The deputy prosecuting attorney handling the case, Rosa Flores, as well as the first deputy prosecuting attorney, Craig De Costa, did not return phone calls seeking comment.
Edens-Huff said yesterday she believed that the presence of 20 police officers to block access to the beach in December was a travesty.
“I would certainly hope that if I ever felt threatened in my neighborhood, I could erect a ten-foot fence with barbed wire and get a swat team as they did for Mandalay Bay,” Edens-Huff said in a phone interview yesterday.
Edens-Huff, Denson and Young all expressed their appreciation to the kupuna, elder or ancestor, who have worked to reopen a road they had used for years before Guber bought Mandalay Bay.
One of the kupuna they acknowledged, Nani Rodgers, said she is still waiting to see the paperwork before she trusts the release.
“I want to see the palapala,” she said. “But I’m very thrilled to hear something we already know.”

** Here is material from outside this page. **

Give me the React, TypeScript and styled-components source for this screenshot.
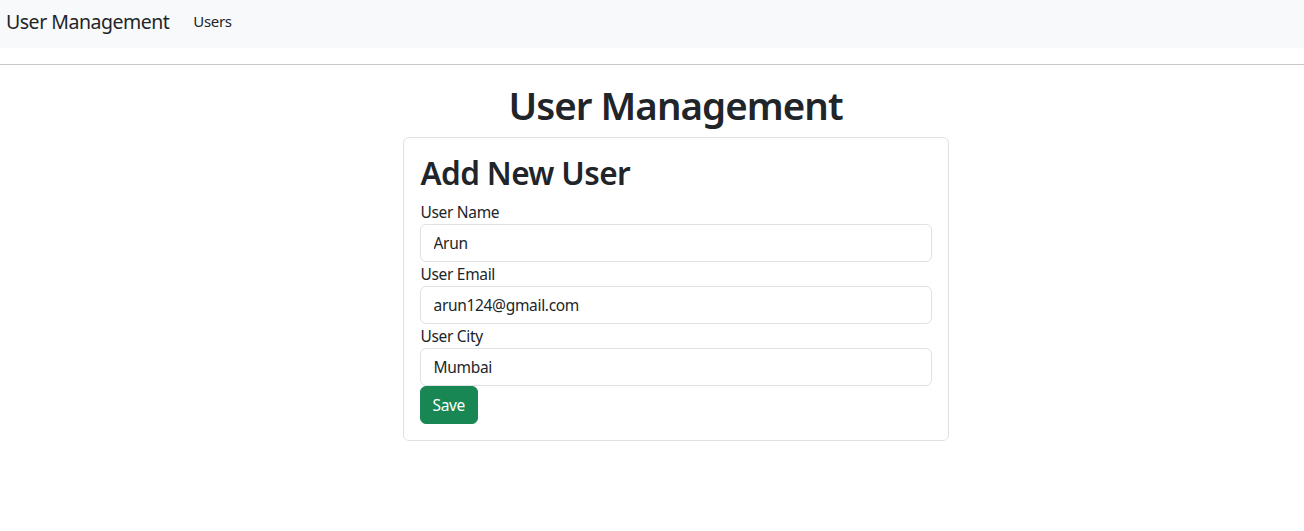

Judy Dalton, member of the Kaua‘i Group of the Sierra Club Access Committee. could not contain her enthusiasm when told of the announcement via phone yesterday. She yelped for joy when told the news.
“Sierra Club’s Access Committee has devoted several hundred hours of volunteer time and invested hundreds of dollars into thoroughly investigating public access to Papa‘a Beach,” she said in an e-mail later. “All research indicates that there is a government road leading through the old Wideman reservation.” and through Tara Ranch.”